Recently, Phoebe’s award-winning music is catching the attention of critics and A&R alike. She has music signed with Rescue Records, SYNCHUP, MTV and Rumblefish, and is featured on two compilation CDs: one with Urban Angel Music out of Belfast, Ireland, and the other with Deep South Entertainment in Raleigh, NC.
“With the release of her CD Into Your Fold [Phoebe Blume] proves that love and heartbreak are intertwined.” Says Liam Sullivan, author of Making the Scene Nashville (2011) “She is a true artist and one who is in total control of her songwriting craft.”
“Without a doubt, the most unique record I’ve heard in 2009. It’s a record that get’s better every time I listen to it,” (Roy Elkins, CEO, Broadjam, Inc.). Phoebe Blume’s debut album, The Homing Beasts, (September, 2009) received high acclaim as a transformational piece spanning multiple genres. Said Rex Benson, (Rex Benson Music Group) “the package has amazing variety and humor...not to mention a fair share of angst...It's rare these days to hear such story-telling.”

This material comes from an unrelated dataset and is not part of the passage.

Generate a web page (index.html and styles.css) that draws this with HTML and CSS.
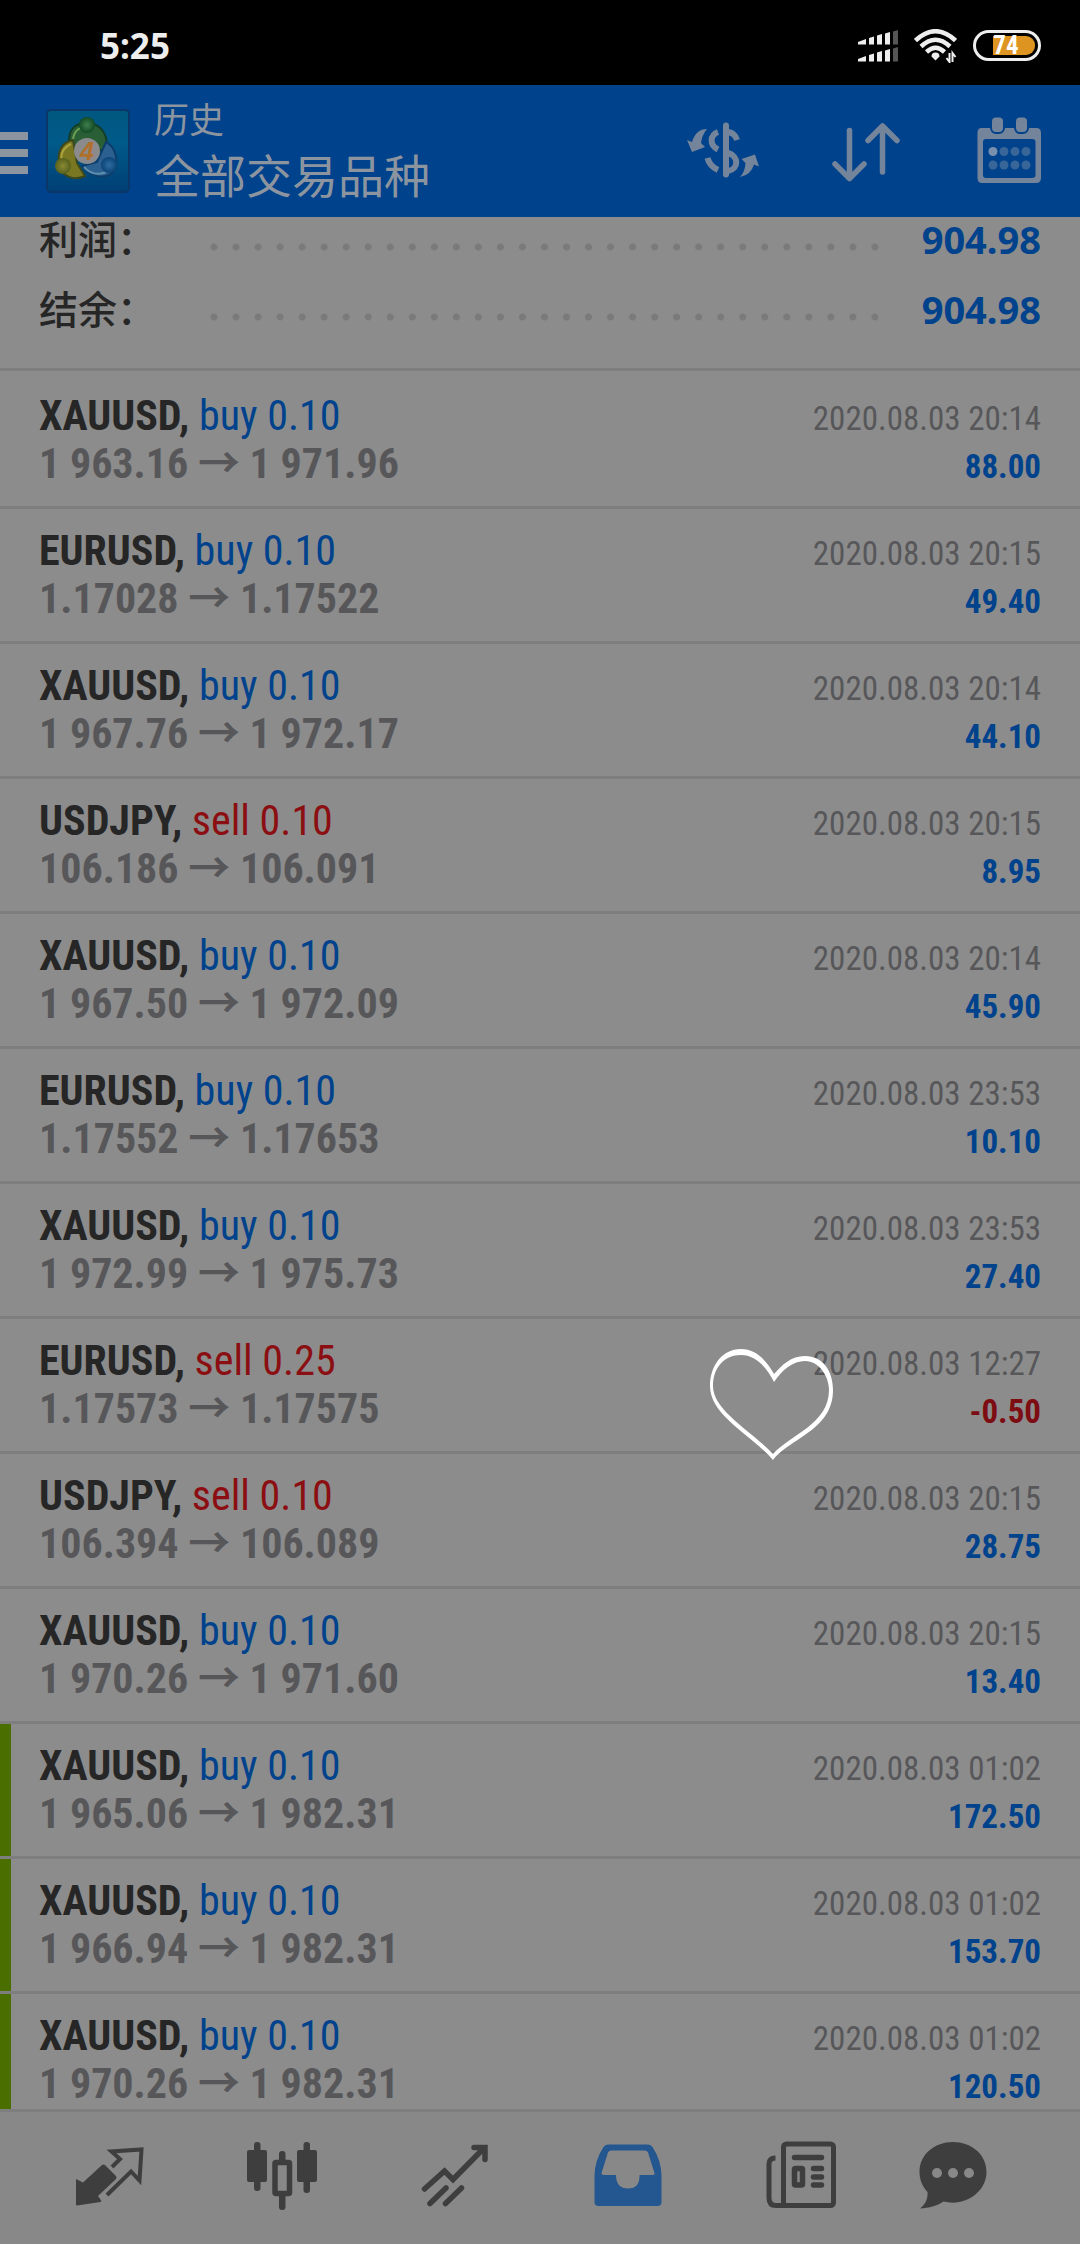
FILE: index.html
```html
<!DOCTYPE html>
<html lang="zh-CN">
<head>
<meta charset="utf-8">
<meta name="viewport" content="width=device-width, initial-scale=1">
<title>历史</title>
<link rel="stylesheet" href="styles.css">
</head>
<body>
<div class="status">
  <span class="clock">5:25</span>
  <div class="status-icons">
    <svg class="signal" viewBox="0 0 40 32" aria-hidden="true">
      <g fill="#eee"><path d="M0 12l8-3v5.500H0zM11 8l5-1.500v8h-5zM19 5.500l5-1.500v10.500h-5zM27 3.500l5-1.500v12.500h-5z"/><path d="M0 29l8-3v5.500H0zM11 25l5-1.500v8h-5zM19 22.500l5-1.500v10.500h-5zM27 20.500l5-1.500v12.500h-5z"/></g>
      <path d="M35 1.500L40 0v14.500h-5zM35 18.500L40 17v14.500h-5z" fill="#555"/>
    </svg>
    <svg class="wifi" viewBox="0 0 43 34" aria-hidden="true">
      <g fill="none" stroke="#eee" stroke-width="4.500"><path d="M1.500 11.500Q21.500-7 41.500 11.500"/><path d="M7 17.500Q21.500 4 36 17.500"/><path d="M12.500 23Q21.500 14.500 30.500 23"/></g>
      <path d="M21.500 31.500l-4-4q0-4 4-4t4 4z" fill="#eee"/>
      <path d="M35.500 24v9l-3-4M38.500 33v-9l3 4" fill="none" stroke="#eee" stroke-width="2"/>
    </svg>
    <span class="battery"><span class="charge"></span><span class="level">74</span></span>
  </div>
</div>

<header class="appbar">
  <button class="menu" aria-label="菜单"><i></i><i></i><i></i></button>
  <svg class="logo" viewBox="0 0 84 84" aria-hidden="true">
    <defs>
      <linearGradient id="lbg" x1="0" y1="0" x2="0" y2="1"><stop offset="0" stop-color="#00577f"/><stop offset=".4" stop-color="#005a8a"/><stop offset="1" stop-color="#003f75"/></linearGradient>
      <radialGradient id="lg"><stop offset="0" stop-color="#3f7f4c"/><stop offset="1" stop-color="#134a25"/></radialGradient>
      <radialGradient id="ly"><stop offset="0" stop-color="#8b8a34"/><stop offset="1" stop-color="#56601c"/></radialGradient>
      <radialGradient id="lb"><stop offset="0" stop-color="#2d6da0"/><stop offset="1" stop-color="#0c4477"/></radialGradient>
    </defs>
    <rect x="1" y="1" width="82" height="82" rx="4" fill="url(#lbg)" stroke="#0a3767" stroke-width="2"/>
    <g stroke-width="2">
      <path d="M23 35C22 18 31 14 41 14s20 7 20 23l-3 6-16-8-16 4z" fill="#2a5f35" stroke="#123e28"/>
      <path d="M27 31C28 21 33 18 41 18" fill="none" stroke="#6f9f55"/>
      <path d="M27 31C15 33 11 44 13 56c3 12 15 16 26 11l-8-13z" fill="#7a7722" stroke="#3c481b"/>
      <path d="M25 35c-8 4-11 10-9 18" fill="none" stroke="#aaa13a"/>
      <path d="M60 33c10 5 13 20 8 29-8 9-23 7-32-5l15-4z" fill="#2b6090" stroke="#0d3e6b"/>
      <path d="M38 58c7 8 16 8 22 5" fill="none" stroke="#5f8dac"/>
    </g>
    <circle cx="41" cy="16" r="8" fill="url(#lg)"/>
    <circle cx="17" cy="57" r="8" fill="url(#ly)"/>
    <circle cx="63" cy="56" r="8" fill="url(#lb)"/>
    <circle cx="41" cy="42" r="13" fill="#8b8b8e"/>
    <text x="41" y="51" text-anchor="middle" class="logo-four">4</text>
  </svg>
  <div class="titles">
    <h1>历史</h1>
    <p>全部交易品种</p>
  </div>
  <div class="actions">
    <button aria-label="货币">
      <svg class="icon" viewBox="0 0 72 72">
        <g fill="none" stroke="currentColor" stroke-width="6"><path d="M39 10.500v49" stroke-linecap="round"/><path d="M31 17C23 20 22 30 31 34.500M41 17q7 1 9 8M41 38c11 3 11 16 0 18M20.500 43q2 8 10.500 12"/></g>
        <path d="M20 14Q15 20 14 28l4 4-13 5L0 25l5 2Q9 14 20 14zM53 62q5-5 5.500-14l-4-4L68 39.500l4 12-5-2Q64 60 53 62z" fill="currentColor"/>
      </svg>
    </button>
    <button aria-label="排序">
      <svg class="icon" viewBox="0 0 72 72"><path d="M19.500 15.500V63M5 49l14.500 14.500L34 49M52.500 57V11M38 25.500L52.500 11 67 25.500" fill="none" stroke="currentColor" stroke-width="5.500" stroke-linecap="round" stroke-linejoin="round"/></svg>
    </button>
    <button aria-label="日期">
      <svg class="icon" viewBox="0 0 72 72">
        <path fill-rule="evenodd" d="M8.500 13h55q4.500 0 4.500 5v45q0 5-5 5H9q-4.500 0-4.500-5V18q0-5 4-5zM13 24q-3 0-3 3v33q0 3 3 3h46q3.500 0 3.500-3V27q0-3-3.500-3z" fill="currentColor"/>
        <g fill="currentColor" stroke="#00428c" stroke-width="2"><rect x="18" y="1.500" width="13" height="16.500" rx="5"/><rect x="42" y="1.500" width="13" height="16.500" rx="5"/></g>
        <circle cx="20" cy="36.500" r="4.500" fill="#7890ae"/>
        <g fill="#396698"><circle cx="31" cy="36.500" r="4.500"/><circle cx="42" cy="36.500" r="4.500"/><circle cx="53" cy="36.500" r="4.500"/><circle cx="20" cy="50" r="4.500"/><circle cx="31" cy="50" r="4.500"/><circle cx="42" cy="50" r="4.500"/><circle cx="53" cy="50" r="4.500"/></g>
      </svg>
    </button>
  </div>
</header>

<main class="history">
  <dl class="summary">
    <div class="total"><dt>利润：</dt><dd class="dots"></dd><dd>904.98</dd></div>
    <div class="total"><dt>结余：</dt><dd class="dots"></dd><dd>904.98</dd></div>
  </dl>
  <ul class="deals">
    <li class="deal"><p class="name"><b>XAUUSD,</b> <span class="buy">buy 0.10</span></p><time>2020.08.03 20:14</time><p class="prices">1 963.16 <span class="to">→</span> 1 971.96</p><p class="profit">88.00</p></li>
    <li class="deal"><p class="name"><b>EURUSD,</b> <span class="buy">buy 0.10</span></p><time>2020.08.03 20:15</time><p class="prices">1.17028 <span class="to">→</span> 1.17522</p><p class="profit">49.40</p></li>
    <li class="deal"><p class="name"><b>XAUUSD,</b> <span class="buy">buy 0.10</span></p><time>2020.08.03 20:14</time><p class="prices">1 967.76 <span class="to">→</span> 1 972.17</p><p class="profit">44.10</p></li>
    <li class="deal"><p class="name"><b>USDJPY,</b> <span class="sell">sell 0.10</span></p><time>2020.08.03 20:15</time><p class="prices">106.186 <span class="to">→</span> 106.091</p><p class="profit">8.95</p></li>
    <li class="deal"><p class="name"><b>XAUUSD,</b> <span class="buy">buy 0.10</span></p><time>2020.08.03 20:14</time><p class="prices">1 967.50 <span class="to">→</span> 1 972.09</p><p class="profit">45.90</p></li>
    <li class="deal"><p class="name"><b>EURUSD,</b> <span class="buy">buy 0.10</span></p><time>2020.08.03 23:53</time><p class="prices">1.17552 <span class="to">→</span> 1.17653</p><p class="profit">10.10</p></li>
    <li class="deal"><p class="name"><b>XAUUSD,</b> <span class="buy">buy 0.10</span></p><time>2020.08.03 23:53</time><p class="prices">1 972.99 <span class="to">→</span> 1 975.73</p><p class="profit">27.40</p></li>
    <li class="deal"><p class="name"><b>EURUSD,</b> <span class="sell">sell 0.25</span></p><time>2020.08.03 12:27</time><p class="prices">1.17573 <span class="to">→</span> 1.17575</p><p class="profit loss">-0.50</p>
      <svg class="heart" viewBox="0 0 144 130" aria-hidden="true"><path fill-rule="evenodd" d="M74 34C66 20 56 9 41 9 22 9 10 26 10 46c0 30 42 49 63 74C90 98 133 90 133 50 133 30 122 16 105 16 91 16 82 25 74 34zM74 42C67 28 56 15 41 15 24 15 13 28 13 46c0 25 40 46 60 68C90 95 129 84 129 50 129 36 119 21 105 21 93 21 82 30 74 42z"/></svg>
    </li>
    <li class="deal"><p class="name"><b>USDJPY,</b> <span class="sell">sell 0.10</span></p><time>2020.08.03 20:15</time><p class="prices">106.394 <span class="to">→</span> 106.089</p><p class="profit">28.75</p></li>
    <li class="deal"><p class="name"><b>XAUUSD,</b> <span class="buy">buy 0.10</span></p><time>2020.08.03 20:15</time><p class="prices">1 970.26 <span class="to">→</span> 1 971.60</p><p class="profit">13.40</p></li>
    <li class="deal marked"><p class="name"><b>XAUUSD,</b> <span class="buy">buy 0.10</span></p><time>2020.08.03 01:02</time><p class="prices">1 965.06 <span class="to">→</span> 1 982.31</p><p class="profit">172.50</p></li>
    <li class="deal marked"><p class="name"><b>XAUUSD,</b> <span class="buy">buy 0.10</span></p><time>2020.08.03 01:02</time><p class="prices">1 966.94 <span class="to">→</span> 1 982.31</p><p class="profit">153.70</p></li>
    <li class="deal marked"><p class="name"><b>XAUUSD,</b> <span class="buy">buy 0.10</span></p><time>2020.08.03 01:02</time><p class="prices">1 970.26 <span class="to">→</span> 1 982.31</p><p class="profit">120.50</p></li>
  </ul>
</main>

<nav class="tabs">
  <button aria-label="报价">
    <svg class="icon" viewBox="0 0 72 72"><path d="M3 39l7 3.500L29 25q1.500-1 3 0l11 11q1 1.500 0 3L25 56l3.500 5-1 1L4 65.500q-1 0-1-1z" fill="currentColor"/><path d="M39 27l8-8-8.500-7.500 30-2-2 31-8.500-9L34 55" fill="none" stroke="currentColor" stroke-width="4"/></svg>
  </button>
  <button aria-label="图表">
    <svg class="icon" viewBox="0 0 72 72"><g fill="currentColor"><rect x="1" y="10" width="20" height="32" rx="2"/><rect x="8" y="2" width="6.500" height="49" rx="3"/><rect x="51" y="10" width="20" height="32" rx="2"/><rect x="57.500" y="2" width="6.500" height="51" rx="3"/><rect x="33" y="11" width="6.500" height="13" rx="3"/><rect x="33" y="54" width="6.500" height="16" rx="3"/></g><rect x="29" y="22.500" width="14.500" height="31" fill="none" stroke="currentColor" stroke-width="5.500" rx="1"/></svg>
  </button>
  <button aria-label="交易">
    <svg class="icon" viewBox="0 0 72 72"><path d="M5.500 49L25.500 31l8.500 8.500L65 8M55 7.500h11v12M11 63.500L27 48M26.500 63.500l16-15.500" fill="none" stroke="currentColor" stroke-width="5.500" stroke-linecap="round" stroke-linejoin="miter"/></svg>
  </button>
  <button class="active" aria-label="历史" aria-current="page">
    <svg class="icon" viewBox="0 0 72 72"><path fill-rule="evenodd" d="M16 4.500h40q3 0 4.500 2.500Q69 20 69.500 35v27q0 4-4 4h-59q-4 0-4-4V35Q3 20 11.500 7 13 4.500 16 4.500zM19 10.500q-2 0-3 2L9.500 33q0 2 2 2H24q0 13.500 12 13.500T47.500 35H60q3 0 2.500-2L56 12.500q-1-2-3-2z" fill="currentColor"/></svg>
  </button>
  <button aria-label="新闻">
    <svg class="icon" viewBox="0 0 72 72"><g fill="none" stroke="currentColor" stroke-width="5"><rect x="18.500" y="4" width="50" height="61.500" rx="3"/><path d="M10.500 18Q4 18 4 24v34q0 7.500 7 7.500h10"/></g><g fill="none" stroke="currentColor" stroke-width="5.500" stroke-linecap="round"><path d="M29.500 17.500h27M48.500 28.500h8M48.500 37h8M48.500 45h8"/><rect x="29.500" y="28.500" width="8" height="16.500" rx="1"/></g></svg>
  </button>
  <button aria-label="消息">
    <svg class="icon" viewBox="0 0 72 72"><path d="M36 2C54 2 69.500 14 69.500 32 69.500 52 48 67 26.500 61.500 20 66 12 68 3 68.500 9 64 11 58 10.500 52 5 46 2.500 39 2.500 32 2.500 14 18 2 36 2z" fill="currentColor"/><g fill="#888"><circle cx="20" cy="33" r="5"/><circle cx="36" cy="33" r="5"/><circle cx="52" cy="33" r="5"/></g></svg>
  </button>
</nav>
</body>
</html>
```
FILE: styles.css
```css
* { box-sizing: border-box; margin: 0; padding: 0; }

body {
  display: flex;
  flex-direction: column;
  height: 100vh;
  background: #8c8c8c;
  color: #262626;
  font-family: "Roboto Condensed", Roboto, "Noto Sans CJK SC", sans-serif;
}

button {
  border: 0;
  background: none;
  color: inherit;
  font: inherit;
}

ul { list-style: none; }

.icon { display: block; width: 72px; height: 72px; }

/* Status bar */
.status {
  flex: none;
  display: flex;
  align-items: center;
  justify-content: space-between;
  height: 85px;
  padding: 6px 39px 0 100px;
  background: #000;
  color: #eee;
}

.clock { font: 700 35px/40px "Noto Sans", sans-serif; }

.status-icons { display: flex; align-items: center; gap: 16px; }
.signal { width: 40px; height: 32px; }
.wifi { width: 43px; height: 34px; }

.battery {
  display: flex;
  position: relative;
  width: 68px;
  height: 31px;
  padding: 3px;
  border: 3px solid #eee;
  border-radius: 16px;
}

.charge {
  width: 42px;
  margin-left: auto;
  border-radius: 0 9px 9px 0;
  background: #dd9420;
}

.level {
  position: absolute;
  inset: 0;
  padding-right: 2px;
  color: #fff;
  font: 700 25px/25px "Roboto Condensed", sans-serif;
  text-align: center;
}

/* App bar */
.appbar {
  flex: none;
  display: flex;
  align-items: center;
  height: 132px;
  background: #00428c;
  color: #8c959f;
}

.menu {
  display: flex;
  flex-direction: column;
  gap: 9px;
  width: 46px;
  padding-top: 4px;
}

.menu i { width: 28px; height: 8px; background: #8c959f; }

.logo { width: 84px; height: 84px; }

.logo-four {
  fill: #b0702c;
  font: italic 700 25px "Liberation Sans", sans-serif;
}

.titles {
  flex: 1;
  padding: 0 0 6px 24px;
  font-family: "Noto Sans CJK SC", sans-serif;
}

.titles h1 { font-size: 35px; font-weight: 400; line-height: 50px; }
.titles p { font-size: 46px; line-height: 60px; }

.actions { display: flex; color: #74849a; }

.actions button {
  display: grid;
  place-items: center;
  width: 143px;
  height: 132px;
}

/* History list */
.history { flex: 1; min-height: 0; overflow: hidden; }

.summary {
  display: flex;
  flex-direction: column;
  gap: 26px;
  padding: 0 39px 37px;
  border-bottom: 3px solid #7e7e7e;
}

.total { display: flex; height: 44px; }

.total dt {
  width: 164px;
  font-family: "Noto Sans CJK SC", sans-serif;
  font-size: 39px;
  font-weight: 500;
  line-height: 40px;
}

.total dd {
  color: #00428c;
  font: 700 38px/44px "Noto Sans", sans-serif;
}

.total .dots {
  flex: 1;
  margin-right: 36px;
  background: radial-gradient(circle at 11px 30px, #7a7a7a 3px, transparent 4px) 0 0 / 22px 44px round;
}

.deals { padding-top: 3px; }

.deal {
  display: grid;
  grid-template-columns: 1fr auto;
  grid-auto-rows: 48px;
  align-items: baseline;
  position: relative;
  padding: 18px 39px;
  border-bottom: 3px solid #7e7e7e;
}

.deal.marked { box-shadow: inset 11px 0 #4b6e00; }

.name, .prices { font-size: 42px; line-height: 48px; }
.name b, .prices, .profit { font-weight: 700; }
.buy { color: #00428c; }
.sell { color: #8b0f12; }
.prices { color: #57575a; }
.to { font-family: "Noto Sans CJK SC", sans-serif; font-weight: 700; line-height: 1px; }

.deal time, .profit {
  font-size: 33px;
  line-height: 42px;
  text-align: right;
}

.deal time { color: #57575a; }
.profit { color: #00428c; }
.profit.loss { color: #7d0d12; }

/* Floating reaction drawn over the list */
.heart {
  position: absolute;
  top: 21px;
  right: 236px;
  width: 144px;
  height: 130px;
  fill: #fff;
  z-index: 1;
}

/* Bottom tabs */
.tabs {
  flex: none;
  display: grid;
  grid-template-columns: repeat(5, 4fr) 3fr;
  height: 135px;
  padding: 28px 62px 0 22px;
  border-top: 3px solid #7e7e7e;
  background: #888;
  color: #3e3e3e;
}

.tabs button { display: flex; justify-content: center; }
.tabs .active { color: #24568f; }
```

Who is in your band and how long have you been playing together?
The length of time listed is only for me, but all these guys have worked with one or the other at other times…Joe and Pete have worked together for 20 years, actually:
Phoebe Blume (Vocals, Banjo, Keyboards)
Pete Burger (1.25 years) (Percussion 1)
Joe Croce (2 years) (Bass)
Andrew Machin (3 years) (Guitar, Mandolin)
Aaron Malsch (1 year) (piano/keyboards)
Rich Sellars (2 years) (Percussion 2, Back-up vocals)
How much touring do you do?
We are newly re-formed as a band, so everyone is learning the new material. We are planning for a tour in Spring 2012. It would be our first, and we would most likely head North through Portland, to Seattle and (possibly) Canada.
What would you say are the optimal conditions for songwriting?
I can only speak for my own songwriting experiences when I say that, if the lyrics are coming, grab a pencil and a paper napkin…the flow of the words dictate the conditions. When the time is right, all I need is a pencil and paper.
What drives you to create music?
I have created music for endless reasons. Sometimes for a gift, perhaps an homage, sometimes for contest entries or film/TV placement pitching, other times, I am writing specifically for an album or performance. No matter what the reason is behind the song, I always try and create a piece that I would want to listen to again and again. It has to grab me, then keep me.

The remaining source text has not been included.